It is no secret that teenage sensation Hossein Kaebi is pulling his weight for Branko Ivankovic's Iranian national team. One of his boss' favourites, the diminutive, 1.74-meter tall defender, is one of the planet's fastest footballers. When asked how fast he could complete the 100-metre dash, he told proudly, "I think I can do it in under 10 seconds!"
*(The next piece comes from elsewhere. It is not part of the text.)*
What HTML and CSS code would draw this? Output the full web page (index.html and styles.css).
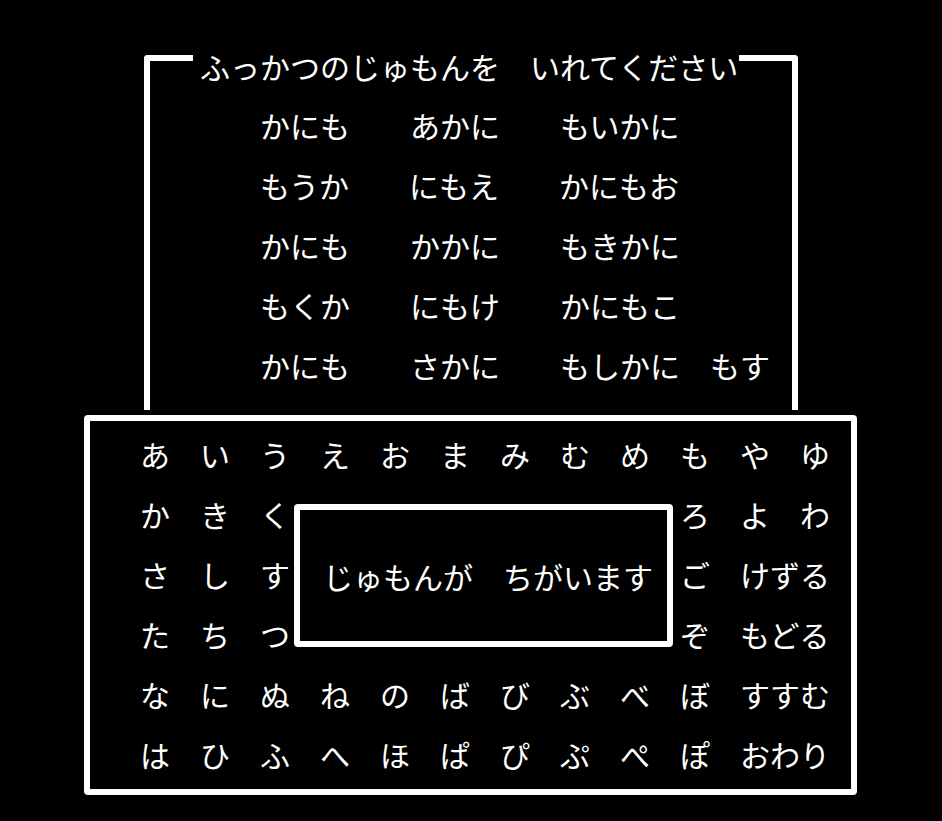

Called into the national team at 17, it was always going to be a tough ask for the teenager to earn a regular place among Iran's many stars. However, Kaebi did a sparkling job with both Iran's senior and under-23 national teams in 2004, repaying Ivankovic's faith. Now, with only one month to go before the Asian Zone's final round of qualifying for 2006 Germany, the 19-year-old's next goal is "a place at the finals."

Fleet of foot, mind
In Team Melli's 4-2-3-1 formation, Kaebi has been appointed starting right back by coach Ivankovic in order to shore up the defence alongside 34-year-old Yahva Golmohammadi, Italy-based Rahman Razaei and Ali Badavi. Though this might seem a stressful task for the young featherweight, who scales in at only 65 kg, the Foulad starlet has proven himself ferocious in the tackle and willing to battle for every ball.

"He (Hossein) is a very reliable player and he has good strength and speed despite his small stature," said his Foulad club and national teammate Eman Mobali. "The amazing thing is that he combines tough tackling and quick reactions perfectly."

Kaebi has proven himself a trusted defender, earning the respect of his more-established teammates. But Ivankovic is eager for more from the youngster than his current role as speedy utility man.

The attack-minded and mercurial teenager is a real nightmare for opposition players. His speed and shrewd reactions help him pull off moments of wonderful improvisation and invention - with his assist to Ali Karimi to open scoring against Korea Republic in a recent Asian Cup qualifier the most exciting to date.

He came on in the 10th minute in a lull in the Taeguk Warriors' previously consistent attack. Mehdi Mahdavakia's long ball seemed a bit too long, but Kaebi turned on the jets to chase it down the right flank and hook it back from the byline, perfectly picking out Karimi who glanced his header into the Korean net.

"I know some people are suspicious of my small physique…I am not that tall or strong, but it also gives me better speed and quicker reactions. Football needs all types of players and I believe my style can help the team," Kaebi recently told

Keeping a cool head
"He is very intelligent and clever and he can play in many positions," added Eman Mobali. Kaebi proved Mobali spot-on in Iran's 3-0 victory over New Zealand in the AFC/OFC Challenge Cup in 2003. In the 67th minute, up 2-0, Kaebi put the icing on the cake with a typically rampaging run down the right flank and a delicate flick just inside the near post.

At the start of the 2004 Asian Cup, Kaebi told he was fighting for a regular place in the team. Now, five months on with Team Melli ready to vie for at Germany 2006 in Group B against Japan, Bahrain and Korea DPR, he has established himself a regular starter.

"I have improved a lot under coach Ivankovic and gained tremendous experience," the player said. "Of course I still need to get better though."

A bright future
Kaebi's ability and diligence are not only praised in Asian football circles, but the player has also raised the eyebrows of a few European club scouts. He traveled to England in 2003 for a three-week trial with then Premier League outfit Wolverhampton Wanderers. The trip boosted his confidence, moving him one step closer to following in the footsteps of his idol and national teammate Ali Daei.

"It would be nice to have a chance to play with a top European club," the player said. "That way I will quickly improve my skills, mentality and experience as well…but I know I am still young and I need to continue to work hard for that dream to come true."